Shortly afterwards, a U.N source said that the United Nations had finalized a new letter of credit that will allow Iraqi oil customers to pay Baghdad in euros, bringing prices off their peaks.

Brent last traded 41 cents higher at $31.70, the daily high, while U.S. light stood 54 cents stronger at $33.40 a barrel at the close.

Iraq's move to halt exports from Ceyhan appeared to be Baghdad's latest bid to use crude barrels as a political weapon in its defiance of the West, especially as Americans were casting their vote for a new president, analysts said.

Adding to bullish market sentiment, the United Nations said Iraqi oil exports slipped 560,000 barrels per day (bpd) to an average 2.11 million bpd in the week ended November three under the U.N.-supervised oil-for-food program.

The market had gained early strength on an export disruption in OPEC (news - web sites) producer Nigeria.
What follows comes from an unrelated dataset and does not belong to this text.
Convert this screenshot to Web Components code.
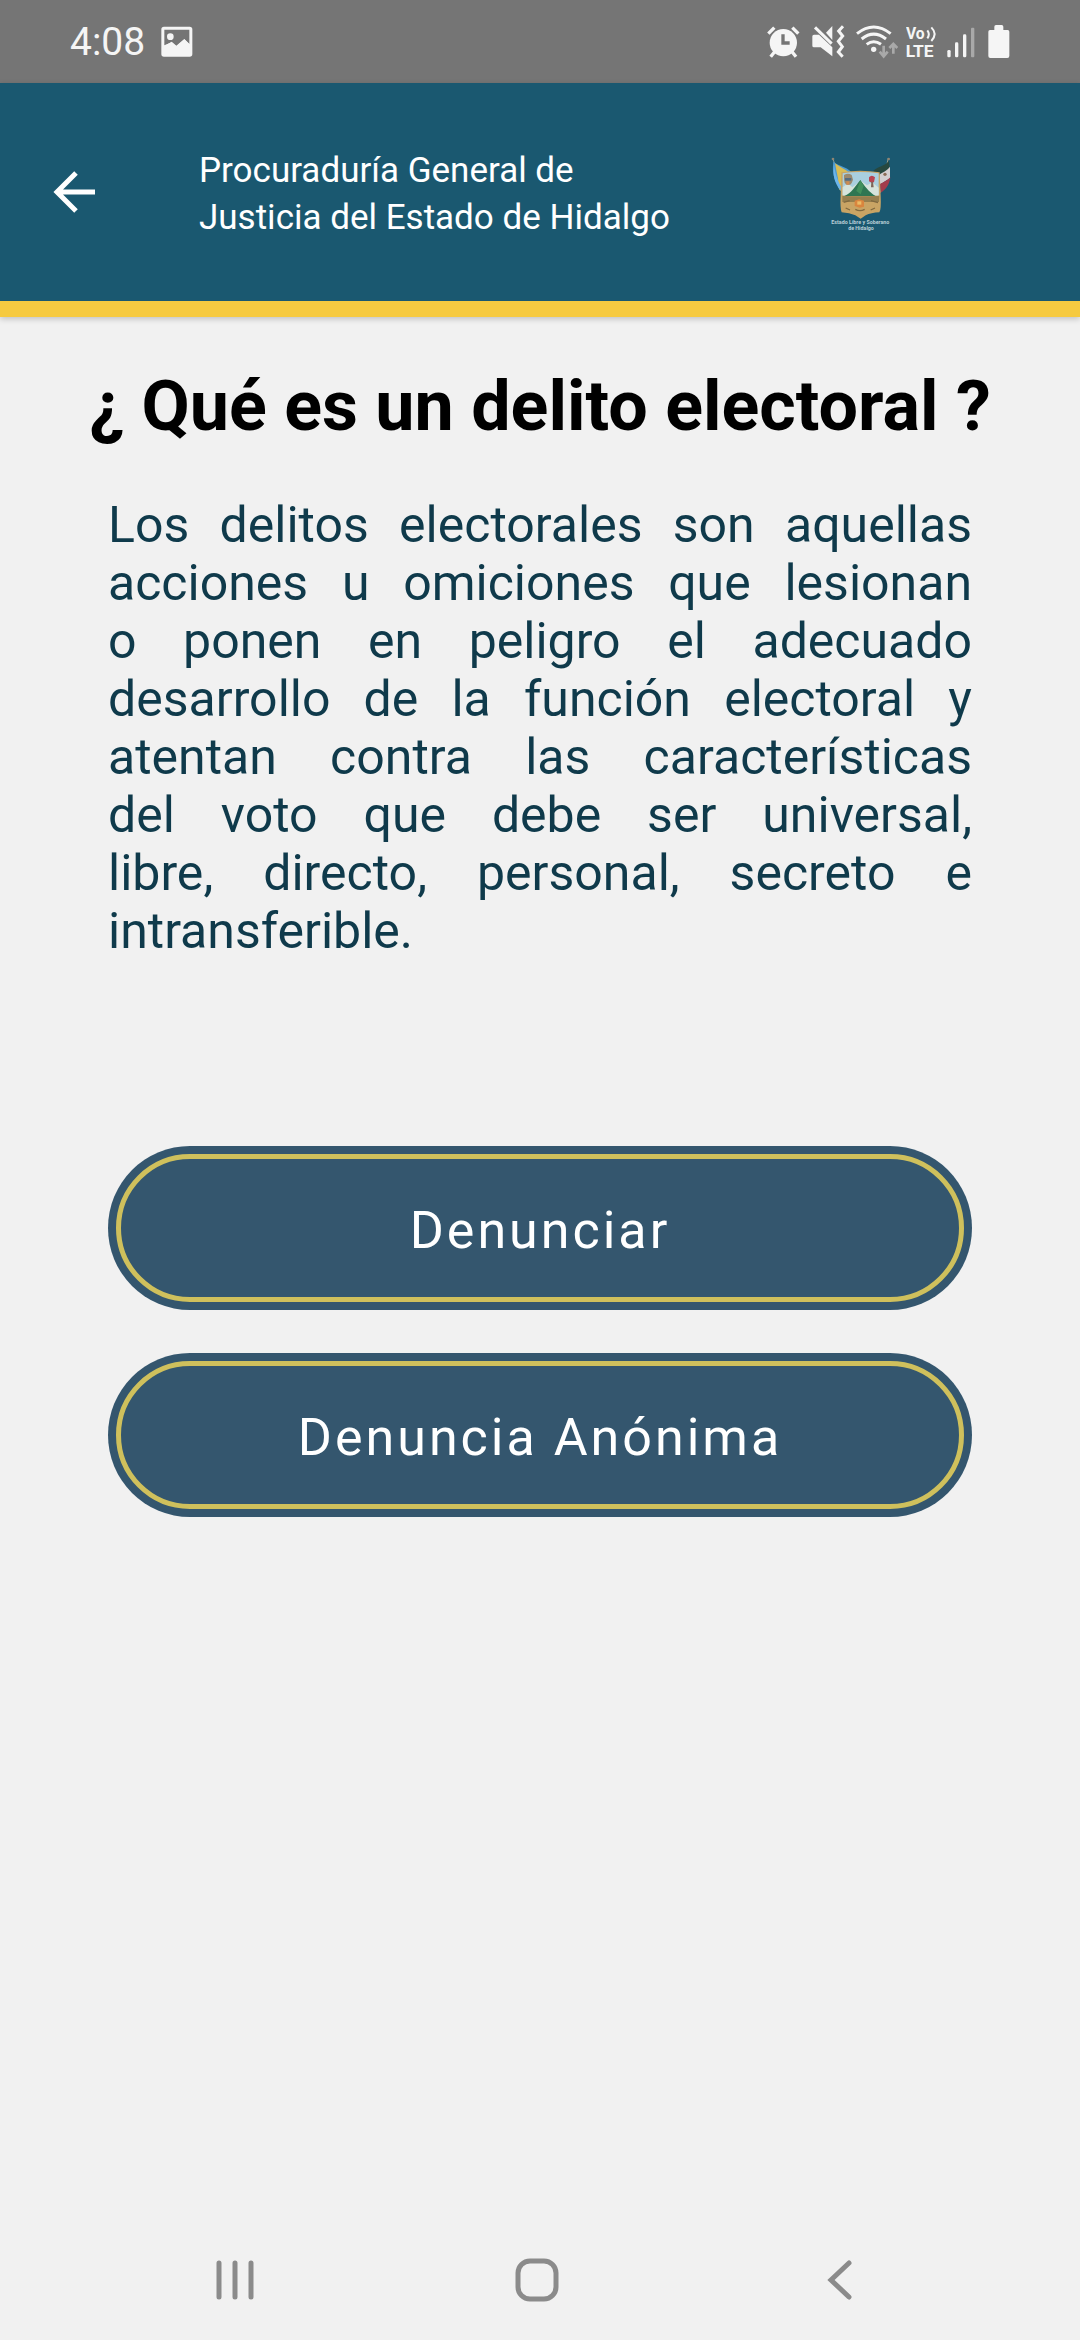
<!DOCTYPE html>
<html lang="es">
<head>
<meta charset="utf-8">
<meta name="viewport" content="width=device-width, initial-scale=1">
<title>Delitos electorales</title>
<style>
    body {
        margin: 0;
        background: #f1f1f1;
        font-family: Roboto, "Noto Sans", sans-serif;
    }
</style>
</head>
<body>
<app-screen>
    <status-bar slot="top" time="4:08"></status-bar>
    <app-header slot="top">Procuraduría General de Justicia del Estado de Hidalgo</app-header>
    <info-section>
        <span slot="title">¿ Qué es un delito electoral ?</span>
        Los delitos electorales son aquellas acciones u omiciones que lesionan o&nbsp;ponen en peligro el adecuado desarrollo de la función electoral y atentan contra las características del&nbsp;voto que debe ser universal, libre,&nbsp;directo, personal, secreto e intransferible.
    </info-section>
    <action-list>
        <pill-button>Denunciar</pill-button>
        <pill-button>Denuncia Anónima</pill-button>
    </action-list>
    <nav-bar slot="bottom"></nav-bar>
</app-screen>

<script>
function makeTemplate(html) {
    const template = document.createElement('template');
    template.innerHTML = html;
    return template;
}

const appScreen = makeTemplate(`
    <style>
        :host {
            display: flex;
            flex-direction: column;
            min-height: 100vh;
        }

        main {
            flex: 1;
            padding: 0 10%;
        }
    </style>
    <slot name="top"></slot>
    <main><slot></slot></main>
    <slot name="bottom"></slot>
`);

class AppScreen extends HTMLElement {
    constructor() {
        super();
        this.attachShadow({mode: 'open'});
        this.shadowRoot.appendChild(appScreen.content.cloneNode(true));
    }
}

const statusBar = makeTemplate(`
    <style>
        :host {
            display: flex;
            align-items: center;
            justify-content: space-between;
            height: 83px;
            padding: 0 70px;
            box-sizing: border-box;
            background: #757575;
            color: #f5f5f5;
        }

        div {
            display: flex;
            align-items: center;
            gap: 8px;
        }

        .left {
            gap: 16px;
        }

        time {
            font-size: 39px;
            line-height: 44px;
        }

        svg {
            display: block;
            fill: currentColor;
        }

        text {
            font-family: Roboto, sans-serif;
            font-weight: 700;
        }
    </style>
    <div class="left">
        <time></time>
        <svg width="32" height="32" viewBox="362 76 96 96" aria-hidden="true">
            <path fill-rule="evenodd" d="M371 78h77q8 0 8 8v74q0 8-8 8h-77q-8 0-8-8V86q0-8 8-8zM372 87v47l22-9 14 12 24-21 15 14V87z"/>
            <path d="M371 137l23-14 14 12 24-20 16 16v32h-77z"/>
            <circle cx="390" cy="108" r="10"/>
        </svg>
    </div>
    <div>
        <svg width="37" height="34" viewBox="53 75 111 102" aria-hidden="true">
            <circle cx="102" cy="128" r="41"/>
            <path d="M57 101l18-18M147 101l-18-18M76 155l-12 15M128 155l12 15" fill="none" stroke="currentColor" stroke-width="10"/>
            <path d="M101 103v26h20" fill="none" stroke="#757575" stroke-width="10"/>
        </svg>
        <svg width="36" height="34" viewBox="188 75 108 102" aria-hidden="true">
            <path d="M189 109q0-5 5-5h15l40 38v27l-35-27h-20q-5 0-5-5z"/>
            <path d="M230 98l19-20v42z"/>
            <path d="M197 82l50 49" stroke="currentColor" stroke-width="9"/>
            <path d="M281 79l-13 14 12 15-13 16 12 16-12 16 13 14" fill="none" stroke="currentColor" stroke-width="9"/>
        </svg>
        <svg width="42" height="34" viewBox="320 75 126 102" aria-hidden="true">
            <g fill="none" stroke="currentColor" stroke-width="9">
                <path d="M323 101q50-40 101 0M337 117q36-29 73 0M352 133q21-16 43 0"/>
            </g>
            <circle cx="373" cy="148" r="8"/>
            <path d="M403 137v32M391 155l12 14 12-14M432 161v-29M420 144l12-12 12 12" fill="none" stroke="#a9a9a9" stroke-width="8"/>
        </svg>
        <svg width="33" height="42" viewBox="470 63 99 126" role="img">
            <text x="470" y="118" font-size="47">Vo</text>
            <text x="469" y="172" font-size="52">LTE</text>
            <path d="M534 91q9 12 0 24M546 82q20 20 0 41" fill="none" stroke="currentColor" stroke-width="6"/>
        </svg>
        <svg width="33" height="34" viewBox="593 75 99 102" aria-hidden="true">
            <rect x="594" y="150" width="10" height="22" rx="4"/>
            <rect x="617" y="127" width="10" height="45" rx="4"/>
            <rect x="641" y="103" width="10" height="69" rx="4"/>
            <rect x="665" y="83" width="10" height="89" rx="3" fill="#a9a9a9"/>
        </svg>
        <svg width="22" height="34" viewBox="716 75 66 102" aria-hidden="true">
            <path d="M735 80q0-5 5-5h17q5 0 5 5v10h13q5 0 5 5v73q0 6-6 6h-51q-6 0-6-6V95q0-5 5-5h13z"/>
        </svg>
    </div>
`);

class StatusBar extends HTMLElement {
    constructor() {
        super();
        this.attachShadow({mode: 'open'});
        this.shadowRoot.appendChild(statusBar.content.cloneNode(true));
        this.shadowRoot.querySelector('time').textContent = this.getAttribute('time');
    }
}

const stateEmblem = makeTemplate(`
    <style>
        :host {
            display: block;
        }

        svg {
            display: block;
        }

        text {
            font-family: Roboto, sans-serif;
            font-weight: 700;
            font-size: 16px;
            fill: #b9cfd6;
            text-anchor: middle;
        }
    </style>
    <svg width="100" height="104" viewBox="0 0 300 312">
        <!-- flags -->
        <path d="M69 56L99 158" stroke="#8aa09b" stroke-width="3"/>
        <path d="M70 65c20 15 38 14 54 31l-24 60c-10-5-13-14-18-23-10-17-16-35-12-68z" fill="#4d9bd2"/>
        <path d="M75 70c14 12 29 16 43 28l-22 20-4 35c-11-9-5-29-9-42z" fill="#d8bd55"/>
        <path d="M72 74c4 27 8 41 22 67l-2 11C72 127 68 104 72 74z" fill="#6cb5ea"/>
        <path d="M235 54L211 158" stroke="#9a9b88" stroke-width="3"/>
        <path d="M237 63c-15 16-31 16-47 29l21 25 29-18z" fill="#27483f"/>
        <path d="M240 80c-10 14-22 15-32 24v30l32-19z" fill="#d2ced0"/>
        <path d="M241 112c-10 11-22 15-31 20l2 26c15-9 26-22 29-46z" fill="#a23c4c"/>
        <circle cx="225" cy="103" r="5" fill="#8b6c56"/>
        <circle cx="69" cy="57" r="4" fill="#8e8573"/>
        <circle cx="236" cy="57" r="4" fill="#8e8573"/>
        <!-- shield -->
        <path d="M94 97q56-10 115 0l3 71q2 42-4 49-25 1-41 9l-15 10-16-10q-17-8-41-9-5-12-3-49z" fill="#c9a464"/>
        <path d="M98 100q52-8 108 0v65H98z" fill="#a9cfdf"/>
        <path d="M98 142l16-12 13 12 25-20 19 14 16-9 19 16v24H98z" fill="#d6e3db"/>
        <path d="M103 168c22-9 31-27 48-48 12 17 25 36 46 48z" fill="#2e7652"/>
        <path d="M151 121l10 17-9 25-13-10z" fill="#41905c"/>
        <path d="M102 105q12-8 23 0l4 14q-5 15-10 15h-9q-8-5-8-15z" fill="#9b8a70"/>
        <path d="M105 114h19v8h-19z" fill="#536d82"/>
        <path d="M109 124h9v10h-9z" fill="#d08a4e"/>
        <path d="M177 112q8-9 18 0l-3 14-6 3-9-5z" fill="#b94451"/>
        <path d="M184 125h5l2 17h-8z" fill="#7c665a"/>
        <path d="M97 167q52 4 111 0l-1 19H97z" fill="#967f4e"/>
        <path d="M101 187l18-5M183 182l21 6M136 208q14 8 28 0M107 204l13 6M182 210l13-6" stroke="#80693f" stroke-width="4" fill="none"/>
        <path d="M134 182l13-4 15 4v18l-13 3-15-5z" fill="#d9853e"/>
        <path d="M142 184h12v10h-12z" fill="#ebbb65"/>
        <text x="151" y="252">Estado Libre y Soberano</text>
        <text x="153" y="270">de Hidalgo</text>
    </svg>
`);

class StateEmblem extends HTMLElement {
    constructor() {
        super();
        this.attachShadow({mode: 'open'});
        this.shadowRoot.appendChild(stateEmblem.content.cloneNode(true));
    }
}

const appHeader = makeTemplate(`
    <style>
        :host {
            display: flex;
            align-items: center;
            height: 234px;
            padding: 0 170px 0 40px;
            box-sizing: border-box;
            background: #1a5870;
            border-bottom: 16px solid #f6ca40;
            box-shadow: 0 2px 6px rgba(0, 0, 0, .2);
            color: #fff;
        }

        button {
            width: 68px;
            height: 68px;
            margin-right: 91px;
            padding: 0;
            border: 0;
            background: none;
            color: inherit;
        }

        svg {
            display: block;
            margin: auto;
        }

        .name {
            flex: 1;
            padding-top: 4px;
            font-size: 35px;
            line-height: 47px;
        }

        .name span {
            display: block;
            max-width: 490px;
        }
    </style>
    <button type="button" aria-label="Atrás">
        <svg width="44" height="44" viewBox="0 0 44 44" fill="none" stroke="currentColor" stroke-width="5">
            <path d="M43 22H5M24 3L5 22l19 19"/>
        </svg>
    </button>
    <div class="name"><span><slot></slot></span></div>
    <state-emblem></state-emblem>
`);

class AppHeader extends HTMLElement {
    constructor() {
        super();
        this.attachShadow({mode: 'open'});
        this.shadowRoot.appendChild(appHeader.content.cloneNode(true));
    }
}

const infoSection = makeTemplate(`
    <style>
        :host {
            display: block;
        }

        h1 {
            margin: 48px -50px 0;
            font-size: 70px;
            line-height: 82px;
            font-weight: 700;
            text-align: center;
            color: #000;
        }

        p {
            margin: 49px 0 0;
            font-size: 50px;
            line-height: 58px;
            text-align: justify;
            color: #0f3a4b;
        }
    </style>
    <h1><slot name="title"></slot></h1>
    <p><slot></slot></p>
`);

class InfoSection extends HTMLElement {
    constructor() {
        super();
        this.attachShadow({mode: 'open'});
        this.shadowRoot.appendChild(infoSection.content.cloneNode(true));
    }
}

const actionList = makeTemplate(`
    <style>
        :host {
            display: flex;
            flex-direction: column;
            gap: 43px;
            margin-top: 186px;
        }
    </style>
    <slot></slot>
`);

class ActionList extends HTMLElement {
    constructor() {
        super();
        this.attachShadow({mode: 'open'});
        this.shadowRoot.appendChild(actionList.content.cloneNode(true));
    }
}

const pillButton = makeTemplate(`
    <style>
        :host {
            display: block;
            padding: 8px;
            border-radius: 82px;
            background: #34566e;
        }

        button {
            display: block;
            width: 100%;
            height: 148px;
            padding: 6px 0 0;
            border: 5px solid #cfc05c;
            border-radius: 74px;
            background: none;
            color: #fff;
            font: inherit;
            font-size: 52px;
            line-height: 60px;
            letter-spacing: 3px;
        }
    </style>
    <button type="button"><slot></slot></button>
`);

class PillButton extends HTMLElement {
    constructor() {
        super();
        this.attachShadow({mode: 'open'});
        this.shadowRoot.appendChild(pillButton.content.cloneNode(true));
    }
}

const navBar = makeTemplate(`
    <style>
        :host {
            display: grid;
            grid-template-columns: repeat(3, 1fr);
            height: 120px;
            padding: 0 90px 0 84px;
        }

        button {
            padding: 0;
            border: 0;
            background: none;
            color: #8b8b8b;
        }

        svg {
            display: block;
            margin: auto;
            fill: none;
            stroke: currentColor;
            stroke-width: 5;
            stroke-linecap: round;
        }
    </style>
    <button type="button" aria-label="Recientes">
        <svg width="44" height="44" viewBox="0 0 44 44"><path d="M6 5v34M22 5v34M38 5v34"/></svg>
    </button>
    <button type="button" aria-label="Inicio">
        <svg width="44" height="44" viewBox="0 0 44 44"><rect x="3" y="3" width="38" height="38" rx="12"/></svg>
    </button>
    <button type="button" aria-label="Volver">
        <svg width="44" height="44" viewBox="0 0 44 44"><path d="M32 5L14 22l18 17"/></svg>
    </button>
`);

class NavBar extends HTMLElement {
    constructor() {
        super();
        this.attachShadow({mode: 'open'});
        this.shadowRoot.appendChild(navBar.content.cloneNode(true));
    }
}

window.customElements.define('state-emblem', StateEmblem);
window.customElements.define('status-bar', StatusBar);
window.customElements.define('app-header', AppHeader);
window.customElements.define('info-section', InfoSection);
window.customElements.define('action-list', ActionList);
window.customElements.define('pill-button', PillButton);
window.customElements.define('nav-bar', NavBar);
window.customElements.define('app-screen', AppScreen);
</script>
</body>
</html>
Community unrest in Nigeria has reduced flows to the country's Bonny export terminal and delayed some exports.

Oil major Shell said on Monday throughput at its 475,000 barrel-a-day facility had been cut by 250,000 bpd because of the unrest and illegal tapping of crude.

Dealers on Tuesday said some of the oil was back onstream, cutting the shortfall to 100,000 bpd.

Shell said it had declared force majeure -- a legal term excusing a company from contracts because of unforeseeable or uncontrollable events -- on its export commitments for the rest of November.

Nigerian oil production facilities have increasingly become the target of attack in the volatile Niger Delta region by militant communities, who want a greater share of oil wealth.

The latest disruptions came just as market worries over the possibility of U.S. heating oil supply shortages began to ease.

Temperatures to date in the early days of winter have been normal or above normal in the heating oil dependent U.S. Northeast.

Attention also was turning again to the Organization of the Petroleum Exporting Countries (OPEC), which convenes in Vienna on Sunday.

The cartel hiked output for the fourth time this year by 500,000 bpd on October 31 under its automatic price band mechanism, aimed at stabilizing oil prices in a range between $22 and $28 a barrel.

``The meeting will be only for an exchange of views on market conditions and what is happening,'' Sheikh Saud Nasser al-Sabah, oil minister for OPEC-member Kuwait, said on Monday.